── RECORDED DATA ──
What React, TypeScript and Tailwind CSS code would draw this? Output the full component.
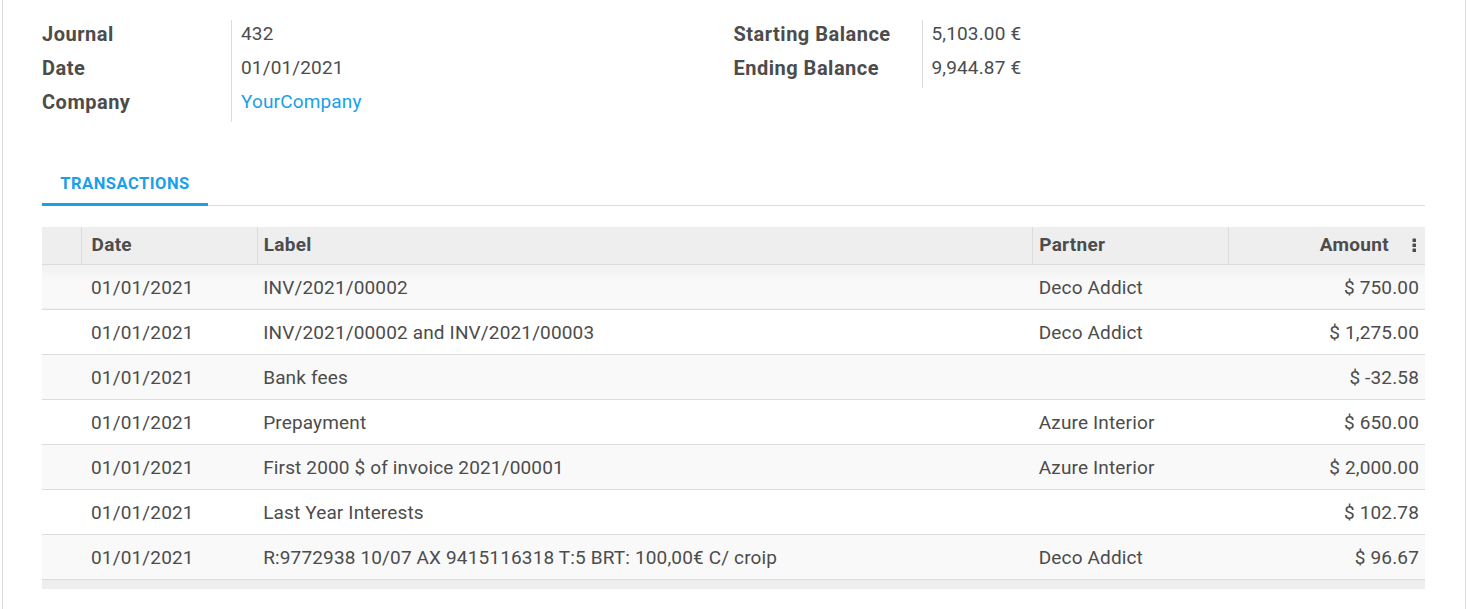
import React from 'react';

const rows = [
  { date: '01/01/2021', label: 'INV/2021/00002', partner: 'Deco Addict', amount: '$ 750.00' },
  { date: '01/01/2021', label: 'INV/2021/00002 and INV/2021/00003', partner: 'Deco Addict', amount: '$ 1,275.00' },
  { date: '01/01/2021', label: 'Bank fees', partner: '', amount: '$ -32.58' },
  { date: '01/01/2021', label: 'Prepayment', partner: 'Azure Interior', amount: '$ 650.00' },
  { date: '01/01/2021', label: 'First 2000 $ of invoice 2021/00001', partner: 'Azure Interior', amount: '$ 2,000.00' },
  { date: '01/01/2021', label: 'Last Year Interests', partner: '', amount: '$ 102.78' },
  { date: '01/01/2021', label: 'R:9772938 10/07 AX 9415116318 T:5 BRT: 100,00€ C/ croip', partner: 'Deco Addict', amount: '$ 96.67' },
];

const Field = ({ label, value, link, w }: { label: string; value: string; link?: boolean; w: string }) => (
  <div className="flex h-[34px] items-center">
    <div className={`${w} shrink-0 text-[20px] font-bold tracking-[0.5px] text-[#4c4c4c]`}>{label}</div>
    <div className={`pl-[10px] ${link ? 'text-[#1a9fe8]' : 'text-[#4c4c4c]'}`}>{value}</div>
  </div>
);

const Kebab = () => (
  <svg width="6" height="16" viewBox="0 0 6 16" className="ml-[22px] inline-block">
    <rect x="1.5" y="1.5" width="3.5" height="3.5" rx="0.6" fill="#4c4c4c" />
    <rect x="1.5" y="6.5" width="3.5" height="3.5" rx="0.6" fill="#4c4c4c" />
    <rect x="1.5" y="11.5" width="3.5" height="3.5" rx="0.6" fill="#4c4c4c" />
  </svg>
);

export default function App() {
  return (
    <div className="h-[609px] w-[1466px] bg-white text-[19px] tracking-[0.15px]" style={{ fontFamily: 'Roboto, "Noto Sans", sans-serif' }}>
      <div className="ml-[2px] h-full border-x border-[#dcdcdc] pl-[39px] pr-[40px] pt-[17px]">
        {/* header fields */}
        <div className="grid grid-cols-2">
          <div className="relative">
            <div className="absolute left-[189px] top-[3px] h-[102px] border-l border-[#dcdcdc]" />
            <Field w="w-[189px]" label="Journal" value="432" />
            <Field w="w-[189px]" label="Date" value="01/01/2021" />
            <Field w="w-[189px]" label="Company" value="YourCompany" link />
          </div>
          <div className="relative">
            <div className="absolute left-[188px] top-[3px] h-[68px] border-l border-[#dcdcdc]" />
            <Field w="w-[188px]" label="Starting Balance" value="5,103.00 €" />
            <Field w="w-[188px]" label="Ending Balance" value="9,944.87 €" />
          </div>
        </div>

        {/* tabs */}
        <div className="mt-[40px] flex border-b border-[#dcdcdc]">
          <div className="-mb-px flex h-[47px] w-[166px] items-center justify-center border-b-[3px] border-[#1a9fe8] pt-[7px] text-[16.5px] font-bold tracking-[0.5px] text-[#1a9fe8]">
            TRANSACTIONS
          </div>
        </div>

        {/* table */}
        <table className="mt-[21px] w-full table-fixed border-collapse text-[#4c4c4c]">
          <colgroup>
            <col className="w-[39px]" />
            <col className="w-[176px]" />
            <col className="w-[775px]" />
            <col className="w-[196px]" />
            <col className="w-[196px]" />
          </colgroup>
          <thead>
            <tr className="h-[37px] border-b border-[#dcdcdc] bg-[#eeeeee] tracking-[0.3px]">
              <th className="border-r border-[#dcdcdc]" />
              <th className="border-r border-[#dcdcdc] pl-[10px] text-left font-bold">Date</th>
              <th className="border-r border-[#dcdcdc] pl-[6px] text-left font-bold">Label</th>
              <th className="border-r border-[#dcdcdc] pl-[6px] text-left font-bold">Partner</th>
              <th className="pr-[8px] text-right font-bold">
                <span className="inline-flex items-center">
                  Amount
                  <Kebab />
                </span>
              </th>
            </tr>
          </thead>
          <tbody>
            {rows.map((r, i) => (
              <tr key={i} className={`h-[45px] border-b border-[#dcdcdc] ${i % 2 === 0 ? 'bg-[#f9f9f9]' : 'bg-white'} ${i === 0 ? 'bg-gradient-to-b from-[#f1f1f1] to-[#f9f9f9] to-40%' : ''}`}>
                <td />
                <td className="pl-[10px] pt-[4px]">{r.date}</td>
                <td className="pl-[6px] pt-[4px]">{r.label}</td>
                <td className="pl-[6px] pt-[4px]">{r.partner}</td>
                <td className="pr-[6px] pt-[4px] text-right">{r.amount}</td>
              </tr>
            ))}
            <tr className="h-[10px] bg-[#eeeeee]">
              <td colSpan={5} />
            </tr>
          </tbody>
        </table>
      </div>
    </div>
  );
}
───
WHAT THE EXERCISE ASKS
Output an exact copy of the material, with the pictures removed.

COMPLETED EXERCISE
What React, TypeScript and Tailwind CSS code would draw this? Output the full component.
import React from 'react';

const rows = [
  { date: '01/01/2021', label: 'INV/2021/00002', partner: 'Deco Addict', amount: '$ 750.00' },
  { date: '01/01/2021', label: 'INV/2021/00002 and INV/2021/00003', partner: 'Deco Addict', amount: '$ 1,275.00' },
  { date: '01/01/2021', label: 'Bank fees', partner: '', amount: '$ -32.58' },
  { date: '01/01/2021', label: 'Prepayment', partner: 'Azure Interior', amount: '$ 650.00' },
  { date: '01/01/2021', label: 'First 2000 $ of invoice 2021/00001', partner: 'Azure Interior', amount: '$ 2,000.00' },
  { date: '01/01/2021', label: 'Last Year Interests', partner: '', amount: '$ 102.78' },
  { date: '01/01/2021', label: 'R:9772938 10/07 AX 9415116318 T:5 BRT: 100,00€ C/ croip', partner: 'Deco Addict', amount: '$ 96.67' },
];

const Field = ({ label, value, link, w }: { label: string; value: string; link?: boolean; w: string }) => (
  <div className="flex h-[34px] items-center">
    <div className={`${w} shrink-0 text-[20px] font-bold tracking-[0.5px] text-[#4c4c4c]`}>{label}</div>
    <div className={`pl-[10px] ${link ? 'text-[#1a9fe8]' : 'text-[#4c4c4c]'}`}>{value}</div>
  </div>
);

const Kebab = () => (
  <svg width="6" height="16" viewBox="0 0 6 16" className="ml-[22px] inline-block">
    <rect x="1.5" y="1.5" width="3.5" height="3.5" rx="0.6" fill="#4c4c4c" />
    <rect x="1.5" y="6.5" width="3.5" height="3.5" rx="0.6" fill="#4c4c4c" />
    <rect x="1.5" y="11.5" width="3.5" height="3.5" rx="0.6" fill="#4c4c4c" />
  </svg>
);

export default function App() {
  return (
    <div className="h-[609px] w-[1466px] bg-white text-[19px] tracking-[0.15px]" style={{ fontFamily: 'Roboto, "Noto Sans", sans-serif' }}>
      <div className="ml-[2px] h-full border-x border-[#dcdcdc] pl-[39px] pr-[40px] pt-[17px]">
        {/* header fields */}
        <div className="grid grid-cols-2">
          <div className="relative">
            <div className="absolute left-[189px] top-[3px] h-[102px] border-l border-[#dcdcdc]" />
            <Field w="w-[189px]" label="Journal" value="432" />
            <Field w="w-[189px]" label="Date" value="01/01/2021" />
            <Field w="w-[189px]" label="Company" value="YourCompany" link />
          </div>
          <div className="relative">
            <div className="absolute left-[188px] top-[3px] h-[68px] border-l border-[#dcdcdc]" />
            <Field w="w-[188px]" label="Starting Balance" value="5,103.00 €" />
            <Field w="w-[188px]" label="Ending Balance" value="9,944.87 €" />
          </div>
        </div>

        {/* tabs */}
        <div className="mt-[40px] flex border-b border-[#dcdcdc]">
          <div className="-mb-px flex h-[47px] w-[166px] items-center justify-center border-b-[3px] border-[#1a9fe8] pt-[7px] text-[16.5px] font-bold tracking-[0.5px] text-[#1a9fe8]">
            TRANSACTIONS
          </div>
        </div>

        {/* table */}
        <table className="mt-[21px] w-full table-fixed border-collapse text-[#4c4c4c]">
          <colgroup>
            <col className="w-[39px]" />
            <col className="w-[176px]" />
            <col className="w-[775px]" />
            <col className="w-[196px]" />
            <col className="w-[196px]" />
          </colgroup>
          <thead>
            <tr className="h-[37px] border-b border-[#dcdcdc] bg-[#eeeeee] tracking-[0.3px]">
              <th className="border-r border-[#dcdcdc]" />
              <th className="border-r border-[#dcdcdc] pl-[10px] text-left font-bold">Date</th>
              <th className="border-r border-[#dcdcdc] pl-[6px] text-left font-bold">Label</th>
              <th className="border-r border-[#dcdcdc] pl-[6px] text-left font-bold">Partner</th>
              <th className="pr-[8px] text-right font-bold">
                <span className="inline-flex items-center">
                  Amount
                  <Kebab />
                </span>
              </th>
            </tr>
          </thead>
          <tbody>
            {rows.map((r, i) => (
              <tr key={i} className={`h-[45px] border-b border-[#dcdcdc] ${i % 2 === 0 ? 'bg-[#f9f9f9]' : 'bg-white'} ${i === 0 ? 'bg-gradient-to-b from-[#f1f1f1] to-[#f9f9f9] to-40%' : ''}`}>
                <td />
                <td className="pl-[10px] pt-[4px]">{r.date}</td>
                <td className="pl-[6px] pt-[4px]">{r.label}</td>
                <td className="pl-[6px] pt-[4px]">{r.partner}</td>
                <td className="pr-[6px] pt-[4px] text-right">{r.amount}</td>
              </tr>
            ))}
            <tr className="h-[10px] bg-[#eeeeee]">
              <td colSpan={5} />
            </tr>
          </tbody>
        </table>
      </div>
    </div>
  );
}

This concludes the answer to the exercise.